### DATA FOR THIS TASK
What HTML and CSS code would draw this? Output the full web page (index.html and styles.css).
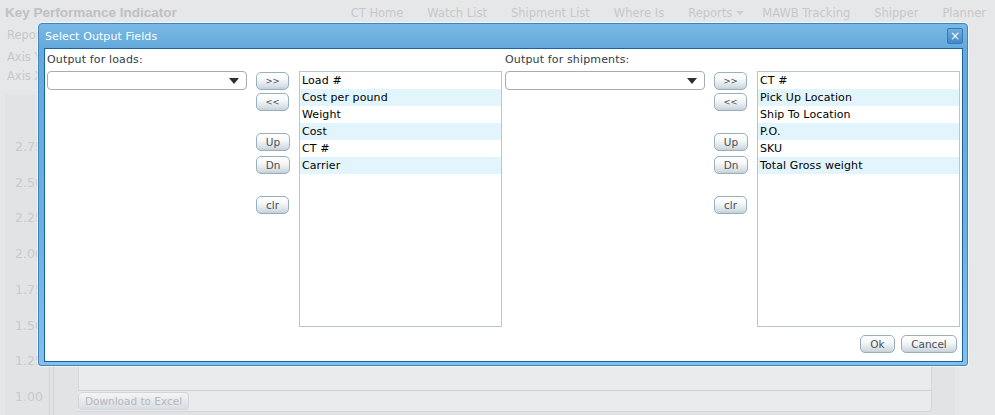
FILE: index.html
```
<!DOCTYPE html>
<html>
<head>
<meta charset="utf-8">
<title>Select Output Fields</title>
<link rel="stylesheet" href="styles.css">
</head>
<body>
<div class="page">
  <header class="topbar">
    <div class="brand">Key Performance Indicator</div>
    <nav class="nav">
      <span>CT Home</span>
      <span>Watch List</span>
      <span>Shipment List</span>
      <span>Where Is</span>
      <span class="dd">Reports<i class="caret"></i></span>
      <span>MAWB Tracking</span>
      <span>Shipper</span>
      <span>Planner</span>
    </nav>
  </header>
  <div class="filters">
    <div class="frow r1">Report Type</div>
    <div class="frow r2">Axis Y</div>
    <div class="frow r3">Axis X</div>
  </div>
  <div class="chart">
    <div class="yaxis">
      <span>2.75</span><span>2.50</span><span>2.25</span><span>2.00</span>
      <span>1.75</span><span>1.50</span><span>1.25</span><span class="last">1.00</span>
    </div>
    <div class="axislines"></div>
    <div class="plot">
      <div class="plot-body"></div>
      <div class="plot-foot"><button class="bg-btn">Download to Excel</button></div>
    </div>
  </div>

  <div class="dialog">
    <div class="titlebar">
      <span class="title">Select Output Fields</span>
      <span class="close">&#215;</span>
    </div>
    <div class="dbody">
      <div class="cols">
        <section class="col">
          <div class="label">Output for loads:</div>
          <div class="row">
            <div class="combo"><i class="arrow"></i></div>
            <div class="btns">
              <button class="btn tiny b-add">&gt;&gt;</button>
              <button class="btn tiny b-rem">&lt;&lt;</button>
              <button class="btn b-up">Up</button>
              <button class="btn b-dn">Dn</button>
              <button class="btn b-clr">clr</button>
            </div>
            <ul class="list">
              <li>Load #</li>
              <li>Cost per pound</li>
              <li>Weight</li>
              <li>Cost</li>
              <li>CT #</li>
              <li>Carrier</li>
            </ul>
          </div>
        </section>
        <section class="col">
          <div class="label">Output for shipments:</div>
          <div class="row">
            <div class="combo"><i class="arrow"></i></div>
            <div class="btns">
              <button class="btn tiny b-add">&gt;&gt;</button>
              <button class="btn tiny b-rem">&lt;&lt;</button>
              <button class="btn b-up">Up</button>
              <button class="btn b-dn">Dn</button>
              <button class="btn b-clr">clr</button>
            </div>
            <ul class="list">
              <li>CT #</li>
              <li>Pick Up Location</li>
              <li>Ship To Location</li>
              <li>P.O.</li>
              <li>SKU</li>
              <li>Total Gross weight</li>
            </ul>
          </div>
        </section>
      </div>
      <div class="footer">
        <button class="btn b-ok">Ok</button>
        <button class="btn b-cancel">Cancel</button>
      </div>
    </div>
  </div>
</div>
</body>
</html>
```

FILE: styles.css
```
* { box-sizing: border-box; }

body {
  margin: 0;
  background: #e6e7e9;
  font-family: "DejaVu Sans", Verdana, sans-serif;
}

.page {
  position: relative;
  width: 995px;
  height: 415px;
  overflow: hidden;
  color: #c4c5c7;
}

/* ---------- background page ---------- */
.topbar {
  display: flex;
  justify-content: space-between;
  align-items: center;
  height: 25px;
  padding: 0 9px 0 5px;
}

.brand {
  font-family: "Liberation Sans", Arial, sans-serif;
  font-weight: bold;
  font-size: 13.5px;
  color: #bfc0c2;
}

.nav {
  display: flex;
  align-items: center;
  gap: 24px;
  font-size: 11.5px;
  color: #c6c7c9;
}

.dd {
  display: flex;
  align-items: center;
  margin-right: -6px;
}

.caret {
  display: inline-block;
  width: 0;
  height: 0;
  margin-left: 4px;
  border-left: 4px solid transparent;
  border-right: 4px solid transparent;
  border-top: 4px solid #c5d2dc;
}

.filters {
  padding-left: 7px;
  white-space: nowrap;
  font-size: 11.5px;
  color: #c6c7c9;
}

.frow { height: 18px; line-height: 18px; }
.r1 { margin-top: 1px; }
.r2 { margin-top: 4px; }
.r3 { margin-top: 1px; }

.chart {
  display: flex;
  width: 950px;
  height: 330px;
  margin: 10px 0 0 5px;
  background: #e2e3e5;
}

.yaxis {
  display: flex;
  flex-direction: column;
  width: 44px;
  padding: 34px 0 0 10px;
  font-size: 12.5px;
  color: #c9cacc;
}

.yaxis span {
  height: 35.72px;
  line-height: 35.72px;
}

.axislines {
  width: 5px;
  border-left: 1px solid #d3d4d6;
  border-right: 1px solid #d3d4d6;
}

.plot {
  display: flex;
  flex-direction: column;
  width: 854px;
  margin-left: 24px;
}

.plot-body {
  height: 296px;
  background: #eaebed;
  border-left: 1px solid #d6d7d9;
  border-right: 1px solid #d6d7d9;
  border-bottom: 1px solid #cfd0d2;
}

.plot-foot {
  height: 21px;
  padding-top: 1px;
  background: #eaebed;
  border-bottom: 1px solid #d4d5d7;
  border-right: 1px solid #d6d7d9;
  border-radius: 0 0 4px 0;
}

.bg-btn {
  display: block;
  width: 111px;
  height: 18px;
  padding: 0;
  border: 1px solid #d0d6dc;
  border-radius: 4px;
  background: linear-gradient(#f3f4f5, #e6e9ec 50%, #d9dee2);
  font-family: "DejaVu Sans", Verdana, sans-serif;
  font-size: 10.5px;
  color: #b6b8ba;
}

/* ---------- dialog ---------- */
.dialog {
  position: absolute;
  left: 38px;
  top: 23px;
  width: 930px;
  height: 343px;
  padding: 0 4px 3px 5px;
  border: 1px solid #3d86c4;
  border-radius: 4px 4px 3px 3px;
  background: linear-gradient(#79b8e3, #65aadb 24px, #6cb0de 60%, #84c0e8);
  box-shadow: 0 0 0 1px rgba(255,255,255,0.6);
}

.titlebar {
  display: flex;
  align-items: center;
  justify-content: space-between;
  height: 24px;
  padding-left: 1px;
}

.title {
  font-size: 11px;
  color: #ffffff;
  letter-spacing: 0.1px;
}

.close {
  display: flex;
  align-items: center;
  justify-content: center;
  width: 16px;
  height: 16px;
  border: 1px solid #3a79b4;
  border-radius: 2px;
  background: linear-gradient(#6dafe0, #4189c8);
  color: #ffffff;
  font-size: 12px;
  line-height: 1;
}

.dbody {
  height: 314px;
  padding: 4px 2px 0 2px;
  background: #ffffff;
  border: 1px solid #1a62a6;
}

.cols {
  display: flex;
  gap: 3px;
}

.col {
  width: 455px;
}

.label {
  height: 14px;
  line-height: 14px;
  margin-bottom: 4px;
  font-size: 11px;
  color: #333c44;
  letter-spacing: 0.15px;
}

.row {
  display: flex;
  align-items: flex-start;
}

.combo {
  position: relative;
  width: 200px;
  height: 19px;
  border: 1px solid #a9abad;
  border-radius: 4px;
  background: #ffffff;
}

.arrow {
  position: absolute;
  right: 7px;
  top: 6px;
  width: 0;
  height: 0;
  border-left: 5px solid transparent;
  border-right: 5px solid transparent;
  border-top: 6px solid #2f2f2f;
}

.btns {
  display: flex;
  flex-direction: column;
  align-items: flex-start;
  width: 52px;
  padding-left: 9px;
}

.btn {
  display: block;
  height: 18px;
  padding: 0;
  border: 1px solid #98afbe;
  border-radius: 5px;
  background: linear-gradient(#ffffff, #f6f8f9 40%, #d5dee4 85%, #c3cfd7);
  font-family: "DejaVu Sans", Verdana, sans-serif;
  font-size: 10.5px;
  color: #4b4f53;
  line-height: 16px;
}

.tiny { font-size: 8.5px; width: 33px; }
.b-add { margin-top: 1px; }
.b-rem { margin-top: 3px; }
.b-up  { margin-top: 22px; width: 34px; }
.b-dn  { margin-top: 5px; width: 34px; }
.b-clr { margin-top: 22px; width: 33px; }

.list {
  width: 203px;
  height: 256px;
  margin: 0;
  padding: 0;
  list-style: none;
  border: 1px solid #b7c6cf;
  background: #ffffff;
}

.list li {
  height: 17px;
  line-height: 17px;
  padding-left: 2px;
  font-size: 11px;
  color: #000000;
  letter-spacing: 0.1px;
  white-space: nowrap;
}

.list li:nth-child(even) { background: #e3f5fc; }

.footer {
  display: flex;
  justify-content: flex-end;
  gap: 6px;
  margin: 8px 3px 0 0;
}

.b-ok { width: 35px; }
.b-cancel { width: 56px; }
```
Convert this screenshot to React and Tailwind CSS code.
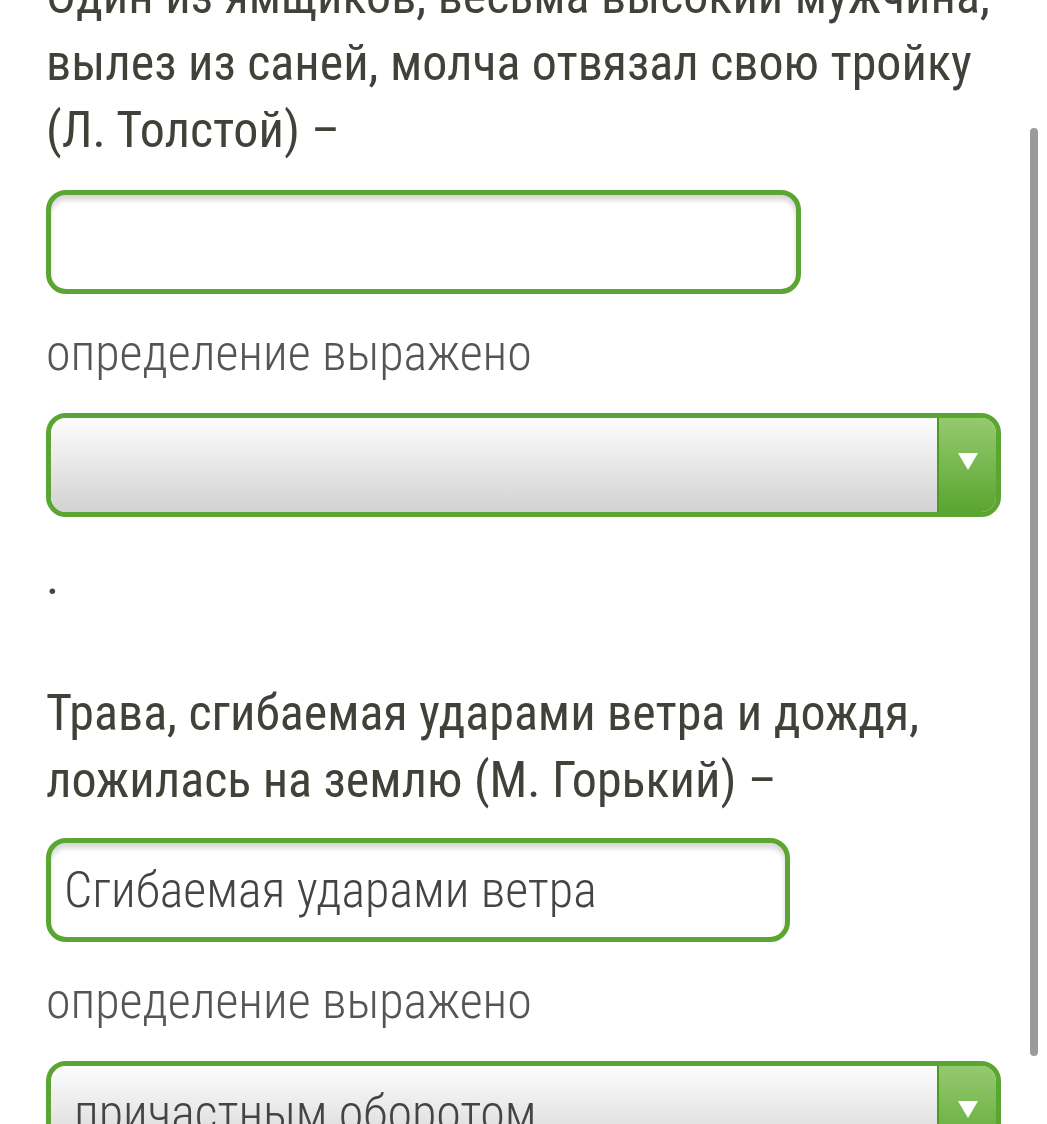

### WHAT YOU ARE ASKED TO DO
Gather each line from the entries above that includes the word "page".

### SOLVED EXERCISE
What HTML and CSS code would draw this? Output the full web page (index.html and styles.css).
<div class="page">
.page {
/* ---------- background page ---------- */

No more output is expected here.